| Short task |
Return each line of the listing below, unchanged, and omit the images.

| Material |
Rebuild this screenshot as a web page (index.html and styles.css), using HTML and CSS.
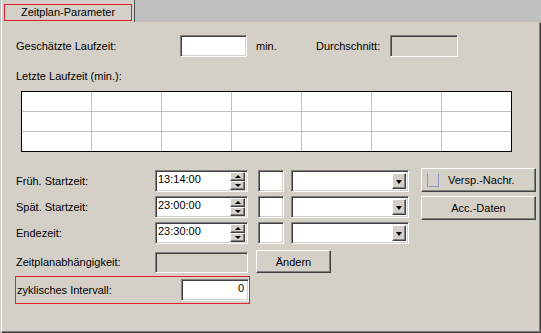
FILE: index.html
```html
<!DOCTYPE html>
<html lang="de">

<head>
    <meta charset="UTF-8">
    <title>Zeitplan-Parameter</title>
    <link rel="stylesheet" href="styles.css">
</head>

<body>
    <div class="window">
        <div class="tabs">
            <div class="tab"><span class="tab-label">Zeitplan-Parameter</span></div>
        </div>

        <div class="panel">
            <div class="row-top">
                <span class="lbl-est">Geschätzte Laufzeit:</span>
                <div class="field est"></div>
                <span class="unit">min.</span>
                <span class="lbl-avg">Durchschnitt:</span>
                <div class="field readonly avg"></div>
            </div>

            <div class="caption">Letzte Laufzeit (min.):</div>

            <div class="history">
                <div></div><div></div><div></div><div></div><div></div><div></div><div></div>
                <div></div><div></div><div></div><div></div><div></div><div></div><div></div>
                <div></div><div></div><div></div><div></div><div></div><div></div><div></div>
            </div>

            <div class="times">
                <span class="lbl">Früh. Startzeit:</span>
                <div class="field spin"><span class="val">13:14:00</span><span class="spinner"><i class="up"></i><i class="down"></i></span></div>
                <div class="field small"></div>
                <div class="field combo"><span class="drop"><i></i></span></div>
                <button class="btn first"><span class="check"></span>Versp.-Nachr.</button>

                <span class="lbl">Spät. Startzeit:</span>
                <div class="field spin"><span class="val">23:00:00</span><span class="spinner"><i class="up"></i><i class="down"></i></span></div>
                <div class="field small"></div>
                <div class="field combo"><span class="drop"><i></i></span></div>
                <button class="btn center">Acc.-Daten</button>

                <span class="lbl">Endezeit:</span>
                <div class="field spin"><span class="val">23:30:00</span><span class="spinner"><i class="up"></i><i class="down"></i></span></div>
                <div class="field small"></div>
                <div class="field combo"><span class="drop"><i></i></span></div>
            </div>

            <div class="row-dep">
                <span class="lbl">Zeitplanabhängigkeit:</span>
                <div class="field readonly dep"></div>
                <button class="btn change">Ändern</button>
            </div>

            <div class="interval">
                <span class="lbl-int">zyklisches Intervall:</span>
                <div class="field num"><span class="val">0</span></div>
            </div>
        </div>
    </div>
</body>

</html>
```

FILE: styles.css
```css
body {
    margin: 0;
    background: #d4d0c8;
    font-family: 'Liberation Sans', Arial, sans-serif;
    font-size: 11px;
    color: #000;
}

.window {
    width: 541px;
    height: 333px;
    display: flex;
    flex-direction: column;
}

/* Tab strip */
.tabs {
    height: 22px;
    flex: none;
    display: flex;
    background: #c0c0c0;
}

.tab {
    width: 131px;
    margin-left: 1px;
    border-left: 1px solid #fff;
    border-right: 1px solid #505050;
    background: #d4d0c8;
    padding: 4px 0 0 2px;
    box-sizing: border-box;
    width: 134px;
}

.tab-label {
    display: block;
    width: 128px;
    height: 17px;
    box-sizing: border-box;
    border: 1px solid #e0202a;
    text-align: center;
    line-height: 15px;
}

/* Panel */
.panel {
    flex: 1;
    margin-left: 1px;
    border-left: 1px solid #fff;
    border-right: 1px solid #808080;
    border-bottom: 1px solid #808080;
    box-shadow: 1px 1px 0 #404040;
    margin-right: 1px;
    margin-bottom: 1px;
    padding: 13px 0 0 14px;
}

/* Sunken fields */
.field {
    box-sizing: border-box;
    height: 22px;
    background: #fff;
    border: 1px solid;
    border-color: #808080 #fff #fff #808080;
    box-shadow: inset 1px 1px #404040, inset -1px -1px #d4d0c8;
    padding: 1px 2px 0 2px;
    line-height: 14px;
}

.field.readonly {
    background: #d4d0c8;
}

/* Raised buttons */
.btn {
    box-sizing: border-box;
    background: #d4d0c8;
    border: 1px solid;
    border-color: #fff #404040 #404040 #fff;
    box-shadow: inset -1px -1px #808080;
    font: inherit;
    color: #000;
    padding: 0;
    margin: 0;
}

.row-top {
    display: flex;
    align-items: center;
    height: 22px;
}

.lbl-est {
    width: 164px;
}

.field.est {
    width: 67px;
}

.unit {
    width: 60px;
    margin-left: 9px;
}

.lbl-avg {
    width: 74px;
}

.field.avg {
    width: 68px;
}

.caption {
    margin-top: 13px;
    line-height: 13px;
}

/* Last runtimes grid */
.history {
    margin: 8px 0 0 5px;
    width: 491px;
    box-sizing: border-box;
    border: 1px solid #000;
    display: grid;
    grid-template-columns: repeat(7, 69px);
    grid-template-rows: repeat(3, 19px);
    gap: 1px;
    background: #c0c0c0;
}

.history div {
    background: #fff;
}

/* Start / end times */
.times {
    margin-top: 18px;
    display: grid;
    grid-template-columns: 139px 103px 33px 130px 115px;
    grid-auto-rows: 22px;
    row-gap: 4px;
    align-items: center;
}

.field.spin {
    width: 93px;
    display: flex;
    padding: 1px 1px 1px 2px;
}

.spin .val {
    flex: 1;
}

.spinner {
    width: 15px;
    display: flex;
    flex-direction: column;
    margin-right: 1px;
}

.spinner i {
    flex: 1;
    position: relative;
    background: #d4d0c8;
    border: 1px solid;
    border-color: #fff #404040 #404040 #fff;
    box-shadow: inset -1px -1px #808080;
}

.spinner i::after {
    content: "";
    position: absolute;
    left: 4px;
    top: 2px;
    border-left: 3px solid transparent;
    border-right: 3px solid transparent;
}

.spinner .up::after {
    border-bottom: 3px solid #000;
}

.spinner .down::after {
    border-top: 3px solid #000;
}

.field.small {
    width: 26px;
}

.field.combo {
    width: 118px;
    display: flex;
    justify-content: flex-end;
    padding: 2px;
}

.drop {
    width: 14px;
    height: 16px;
    position: relative;
    box-sizing: border-box;
    background: #d4d0c8;
    border: 1px solid;
    border-color: #fff #404040 #404040 #fff;
    box-shadow: inset -1px -1px #808080;
}

.drop i {
    position: absolute;
    left: 3px;
    top: 6px;
    border-left: 3px solid transparent;
    border-right: 3px solid transparent;
    border-top: 4px solid #000;
}

.btn.first {
    width: 115px;
    height: 24px;
    align-self: start;
    margin-top: -2px;
    display: flex;
    align-items: center;
    padding-left: 5px;
}

.check {
    width: 12px;
    height: 14px;
    box-sizing: border-box;
    border: 1px solid #8c9cc4;
    border-top-color: #d0d6e4;
    margin-right: 9px;
}

.btn.center {
    width: 115px;
    height: 24px;
    align-self: start;
}

/* Dependency row */
.row-dep {
    margin-top: 6px;
    height: 23px;
    display: flex;
    align-items: center;
}

.row-dep .lbl {
    width: 139px;
}

.field.dep {
    width: 93px;
    height: 21px;
    margin-top: 1px;
}

.btn.change {
    width: 75px;
    height: 23px;
    margin-left: 8px;
}

/* Cyclic interval */
.interval {
    margin: 3px 0 0 -1px;
    width: 235px;
    height: 28px;
    box-sizing: border-box;
    border: 1px solid #e0202a;
    display: flex;
    align-items: center;
    padding-left: 1px;
}

.lbl-int {
    width: 164px;
}

.field.num {
    width: 68px;
    text-align: right;
    padding-right: 4px;
}
```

| Result |
Rebuild this screenshot as a web page (index.html and styles.css), using HTML and CSS.
FILE: index.html
```html
<!DOCTYPE html>
<html lang="de">

<head>
    <meta charset="UTF-8">
    <title>Zeitplan-Parameter</title>
    <link rel="stylesheet" href="styles.css">
</head>

<body>
    <div class="window">
        <div class="tabs">
            <div class="tab"><span class="tab-label">Zeitplan-Parameter</span></div>
        </div>

        <div class="panel">
            <div class="row-top">
                <span class="lbl-est">Geschätzte Laufzeit:</span>
                <div class="field est"></div>
                <span class="unit">min.</span>
                <span class="lbl-avg">Durchschnitt:</span>
                <div class="field readonly avg"></div>
            </div>

            <div class="caption">Letzte Laufzeit (min.):</div>

            <div class="history">
                <div></div><div></div><div></div><div></div><div></div><div></div><div></div>
                <div></div><div></div><div></div><div></div><div></div><div></div><div></div>
                <div></div><div></div><div></div><div></div><div></div><div></div><div></div>
            </div>

            <div class="times">
                <span class="lbl">Früh. Startzeit:</span>
                <div class="field spin"><span class="val">13:14:00</span><span class="spinner"><i class="up"></i><i class="down"></i></span></div>
                <div class="field small"></div>
                <div class="field combo"><span class="drop"><i></i></span></div>
                <button class="btn first"><span class="check"></span>Versp.-Nachr.</button>

                <span class="lbl">Spät. Startzeit:</span>
                <div class="field spin"><span class="val">23:00:00</span><span class="spinner"><i class="up"></i><i class="down"></i></span></div>
                <div class="field small"></div>
                <div class="field combo"><span class="drop"><i></i></span></div>
                <button class="btn center">Acc.-Daten</button>

                <span class="lbl">Endezeit:</span>
                <div class="field spin"><span class="val">23:30:00</span><span class="spinner"><i class="up"></i><i class="down"></i></span></div>
                <div class="field small"></div>
                <div class="field combo"><span class="drop"><i></i></span></div>
            </div>

            <div class="row-dep">
                <span class="lbl">Zeitplanabhängigkeit:</span>
                <div class="field readonly dep"></div>
                <button class="btn change">Ändern</button>
            </div>

            <div class="interval">
                <span class="lbl-int">zyklisches Intervall:</span>
                <div class="field num"><span class="val">0</span></div>
            </div>
        </div>
    </div>
</body>

</html>
```

FILE: styles.css
```css
body {
    margin: 0;
    background: #d4d0c8;
    font-family: 'Liberation Sans', Arial, sans-serif;
    font-size: 11px;
    color: #000;
}

.window {
    width: 541px;
    height: 333px;
    display: flex;
    flex-direction: column;
}

/* Tab strip */
.tabs {
    height: 22px;
    flex: none;
    display: flex;
    background: #c0c0c0;
}

.tab {
    width: 131px;
    margin-left: 1px;
    border-left: 1px solid #fff;
    border-right: 1px solid #505050;
    background: #d4d0c8;
    padding: 4px 0 0 2px;
    box-sizing: border-box;
    width: 134px;
}

.tab-label {
    display: block;
    width: 128px;
    height: 17px;
    box-sizing: border-box;
    border: 1px solid #e0202a;
    text-align: center;
    line-height: 15px;
}

/* Panel */
.panel {
    flex: 1;
    margin-left: 1px;
    border-left: 1px solid #fff;
    border-right: 1px solid #808080;
    border-bottom: 1px solid #808080;
    box-shadow: 1px 1px 0 #404040;
    margin-right: 1px;
    margin-bottom: 1px;
    padding: 13px 0 0 14px;
}

/* Sunken fields */
.field {
    box-sizing: border-box;
    height: 22px;
    background: #fff;
    border: 1px solid;
    border-color: #808080 #fff #fff #808080;
    box-shadow: inset 1px 1px #404040, inset -1px -1px #d4d0c8;
    padding: 1px 2px 0 2px;
    line-height: 14px;
}

.field.readonly {
    background: #d4d0c8;
}

/* Raised buttons */
.btn {
    box-sizing: border-box;
    background: #d4d0c8;
    border: 1px solid;
    border-color: #fff #404040 #404040 #fff;
    box-shadow: inset -1px -1px #808080;
    font: inherit;
    color: #000;
    padding: 0;
    margin: 0;
}

.row-top {
    display: flex;
    align-items: center;
    height: 22px;
}

.lbl-est {
    width: 164px;
}

.field.est {
    width: 67px;
}

.unit {
    width: 60px;
    margin-left: 9px;
}

.lbl-avg {
    width: 74px;
}

.field.avg {
    width: 68px;
}

.caption {
    margin-top: 13px;
    line-height: 13px;
}

/* Last runtimes grid */
.history {
    margin: 8px 0 0 5px;
    width: 491px;
    box-sizing: border-box;
    border: 1px solid #000;
    display: grid;
    grid-template-columns: repeat(7, 69px);
    grid-template-rows: repeat(3, 19px);
    gap: 1px;
    background: #c0c0c0;
}

.history div {
    background: #fff;
}

/* Start / end times */
.times {
    margin-top: 18px;
    display: grid;
    grid-template-columns: 139px 103px 33px 130px 115px;
    grid-auto-rows: 22px;
    row-gap: 4px;
    align-items: center;
}

.field.spin {
    width: 93px;
    display: flex;
    padding: 1px 1px 1px 2px;
}

.spin .val {
    flex: 1;
}

.spinner {
    width: 15px;
    display: flex;
    flex-direction: column;
    margin-right: 1px;
}

.spinner i {
    flex: 1;
    position: relative;
    background: #d4d0c8;
    border: 1px solid;
    border-color: #fff #404040 #404040 #fff;
    box-shadow: inset -1px -1px #808080;
}

.spinner i::after {
    content: "";
    position: absolute;
    left: 4px;
    top: 2px;
    border-left: 3px solid transparent;
    border-right: 3px solid transparent;
}

.spinner .up::after {
    border-bottom: 3px solid #000;
}

.spinner .down::after {
    border-top: 3px solid #000;
}

.field.small {
    width: 26px;
}

.field.combo {
    width: 118px;
    display: flex;
    justify-content: flex-end;
    padding: 2px;
}

.drop {
    width: 14px;
    height: 16px;
    position: relative;
    box-sizing: border-box;
    background: #d4d0c8;
    border: 1px solid;
    border-color: #fff #404040 #404040 #fff;
    box-shadow: inset -1px -1px #808080;
}

.drop i {
    position: absolute;
    left: 3px;
    top: 6px;
    border-left: 3px solid transparent;
    border-right: 3px solid transparent;
    border-top: 4px solid #000;
}

.btn.first {
    width: 115px;
    height: 24px;
    align-self: start;
    margin-top: -2px;
    display: flex;
    align-items: center;
    padding-left: 5px;
}

.check {
    width: 12px;
    height: 14px;
    box-sizing: border-box;
    border: 1px solid #8c9cc4;
    border-top-color: #d0d6e4;
    margin-right: 9px;
}

.btn.center {
    width: 115px;
    height: 24px;
    align-self: start;
}

/* Dependency row */
.row-dep {
    margin-top: 6px;
    height: 23px;
    display: flex;
    align-items: center;
}

.row-dep .lbl {
    width: 139px;
}

.field.dep {
    width: 93px;
    height: 21px;
    margin-top: 1px;
}

.btn.change {
    width: 75px;
    height: 23px;
    margin-left: 8px;
}

/* Cyclic interval */
.interval {
    margin: 3px 0 0 -1px;
    width: 235px;
    height: 28px;
    box-sizing: border-box;
    border: 1px solid #e0202a;
    display: flex;
    align-items: center;
    padding-left: 1px;
}

.lbl-int {
    width: 164px;
}

.field.num {
    width: 68px;
    text-align: right;
    padding-right: 4px;
}
```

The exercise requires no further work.